# Three family members accused of trying to kill one's policeman husband appear in cour



## kwflatbed (Dec 29, 2004)

Three people accused of trying to kill a Virginia Beach police officer, including the man's wife, brother-in-law, and mother-in-law, made their first appearance in front of a judge Monday morning after spending the weekend in jail, where they'll remain for now.

Previous Coverage:
*Investigators say Va.
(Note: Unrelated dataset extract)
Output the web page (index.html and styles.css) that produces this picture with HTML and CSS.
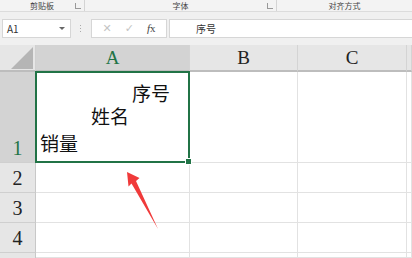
FILE: index.html
```html
<!DOCTYPE html>
<html lang="zh">
  <head>
    <meta charset="UTF-8" />
    <title>Excel</title>
    <link rel="stylesheet" href="styles.css">
  </head>
  <body>
    <!-- 功能区底部分组标签 -->
    <div class="ribbon">
      <div class="group g-clip"><span class="label">剪贴板</span><span class="launcher"></span></div>
      <div class="group g-font"><span class="label">字体</span><span class="launcher"></span></div>
      <div class="group g-align"><span class="label">对齐方式</span></div>
    </div>

    <!-- 编辑栏 -->
    <div class="formula-bar">
      <div class="name-box">
        <span>A1</span>
        <span class="caret"></span>
      </div>
      <div class="dots"><i></i><i></i><i></i></div>
      <div class="fx-buttons">
        <span class="btn">✕</span>
        <span class="btn">✓</span>
        <span class="btn fx"><em>f</em>x</span>
      </div>
      <div class="formula-input">序号</div>
    </div>

    <!-- 表格 -->
    <div class="sheet">
      <div class="corner"><span class="tri"></span></div>
      <div class="col-head active">A</div>
      <div class="col-head">B</div>
      <div class="col-head">C</div>
      <div class="col-head"></div>

      <div class="row-head active">1</div>
      <div class="cell selected">
        <div class="line l1">序号</div>
        <div class="line l2">姓名</div>
        <div class="line l3">销量</div>
        <span class="handle"></span>
      </div>
      <div class="cell"></div>
      <div class="cell"></div>
      <div class="cell"></div>

      <div class="row-head">2</div>
      <div class="cell"></div>
      <div class="cell"></div>
      <div class="cell"></div>
      <div class="cell"></div>

      <div class="row-head">3</div>
      <div class="cell"></div>
      <div class="cell"></div>
      <div class="cell"></div>
      <div class="cell"></div>

      <div class="row-head">4</div>
      <div class="cell"></div>
      <div class="cell"></div>
      <div class="cell"></div>
      <div class="cell"></div>

      <div class="row-head stub"></div>
      <div class="cell"></div>
      <div class="cell"></div>
      <div class="cell"></div>
      <div class="cell"></div>
    </div>

    <!-- 红色箭头标注 -->
    <svg class="arrow" width="412" height="258" viewBox="0 0 412 258">
      <polygon points="127,172 139.5,178 136,181 158,229 131.5,183.5 128.5,186.5" fill="#f03a3a" />
    </svg>
  </body>
</html>
```

FILE: styles.css
```css
body {
  margin: 0;
  width: 412px;
  height: 258px;
  overflow: hidden;
  position: relative;
  background-color: #f0f0f0;
  font-family: "Noto Sans CJK SC", "Noto Sans", sans-serif;
}

.ribbon {
  display: flex;
  height: 11px;
  background-color: #f3f3f3;
  border-bottom: 1px solid #dcdcdc;
  overflow: hidden;
}

.group {
  position: relative;
  display: flex;
  justify-content: center;
  border-right: 1px solid #d4d4d4;
  height: 11px;
}

.g-clip {
  width: 84px;
}

.g-font {
  width: 191px;
}

.g-align {
  flex: 1;
  border-right: none;
}

.label {
  font-size: 8px;
  line-height: 9px;
  padding-top: 1px;
  color: #444;
}

.launcher {
  position: absolute;
  right: 3px;
  top: 3px;
  width: 5px;
  height: 5px;
  border-left: 1px solid #999;
  border-bottom: 1px solid #999;
}

.formula-bar {
  display: flex;
  align-items: center;
  height: 20px;
  margin-top: 6px;
  padding-left: 2px;
}

.name-box {
  display: flex;
  align-items: center;
  justify-content: space-between;
  width: 69px;
  height: 19px;
  padding: 0 5px 0 4px;
  box-sizing: border-box;
  background-color: #fff;
  border: 1px solid #d6d6d6;
  font-size: 10px;
  color: #333;
}

.caret {
  width: 0;
  height: 0;
  border-left: 3px solid transparent;
  border-right: 3px solid transparent;
  border-top: 3px solid #666;
}

.dots {
  display: flex;
  flex-direction: column;
  gap: 2px;
  margin: 0 10px 0 9px;
}

.dots i {
  display: block;
  width: 1px;
  height: 1px;
  background-color: #aaa;
}

.fx-buttons {
  display: flex;
  align-items: center;
  justify-content: space-around;
  width: 76px;
  height: 19px;
  box-sizing: border-box;
  background-color: #fff;
  border: 1px solid #d6d6d6;
  padding: 0 4px;
}

.btn {
  font-family: "DejaVu Sans", sans-serif;
  font-size: 11px;
  color: #c4c4c4;
}

.btn.fx {
  font-family: "Liberation Serif", serif;
  font-size: 11px;
  color: #444;
}

.formula-input {
  flex: 1;
  height: 19px;
  margin-left: 2px;
  padding-left: 26px;
  box-sizing: border-box;
  background-color: #fff;
  border: 1px solid #d6d6d6;
  border-right: none;
  font-size: 10px;
  line-height: 17px;
  color: #333;
}

.sheet {
  display: grid;
  grid-template-columns: 36px 154px 108px 109px 1fr;
  grid-template-rows: 27px 91px 30px 30px 30px 5px;
  margin-top: 7px;
  background-color: #fff;
}

.corner {
  position: relative;
  background-color: #e6e6e6;
  border-right: 1px solid #d0d0d0;
  border-bottom: 2px solid #bdbdbd;
}

.tri {
  position: absolute;
  right: 2px;
  bottom: 1px;
  width: 0;
  height: 0;
  border-left: 22px solid transparent;
  border-bottom: 22px solid #b5b5b5;
}

.col-head {
  display: flex;
  align-items: center;
  justify-content: center;
  background-color: #e6e6e6;
  border-right: 1px solid #d4d4d4;
  border-bottom: 2px solid #bdbdbd;
  font-family: "Liberation Serif", serif;
  font-size: 19px;
  color: #222;
}

.col-head.active {
  background-color: #d3d3d3;
  color: #217346;
}

.row-head {
  display: flex;
  align-items: flex-end;
  justify-content: center;
  padding-bottom: 2px;
  box-sizing: border-box;
  background-color: #e6e6e6;
  border-right: 1px solid #c8c8c8;
  border-bottom: 1px solid #cfcfcf;
  font-family: "Liberation Serif", serif;
  font-size: 20px;
  color: #222;
}

.row-head.active {
  background-color: #d3d3d3;
  color: #217346;
}

.row-head.stub {
  border-bottom: none;
}

.cell {
  border-right: 1px solid #e2e2e2;
  border-bottom: 1px solid #e2e2e2;
}

.cell.selected {
  position: relative;
  border: 2px solid #217346;
  margin: -1px 0 0 -1px;
  font-size: 19px;
  color: #111;
}

.line {
  line-height: 23px;
}

.l1 {
  padding-left: 95px;
  margin-top: 8px;
}

.l2 {
  padding-left: 54px;
}

.l3 {
  padding-left: 3px;
  margin-top: 4px;
}

.handle {
  position: absolute;
  right: -4px;
  bottom: -4px;
  width: 5px;
  height: 5px;
  background-color: #217346;
  border: 1px solid #fff;
}

.arrow {
  position: absolute;
  left: 0;
  top: 0;
}
```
Beach Police officer's wife and in-laws tried to kill him*
A murder plot unraveled quickly Friday morning when an off-duty Virginia Beach police officer successfully fought off three family members attempting to smother him. 
Apparently, the man's wife, identified as 33 year-old Michelle C. DeAngelis, had invited her mother, identified as 66 year-old Rosemary Elling, and her brother, identified as 38 year-old Hanns Peter Herzog, into the home she shared with her husband on Thursday night.
According to police, they waited there for the man to get home from work and to go to sleep. Later that morning, he awoke to find all three of them attempting to smother him.
He successfully fought all three off, retrieved a firearm, and held them at gunpoint while he called 9-1-1 and waited for assistance.
All three suspects have been charged with Attempt Murder and Conspiracy to Commit Murder. They remain in the Virginia Beach Correctional Center without bond.
No motive for the attack or murder attempt was postulated. Virginia Beach Police declined to release the name of their officer who was involved, citing the fact that it was a case of domestic violence.


----------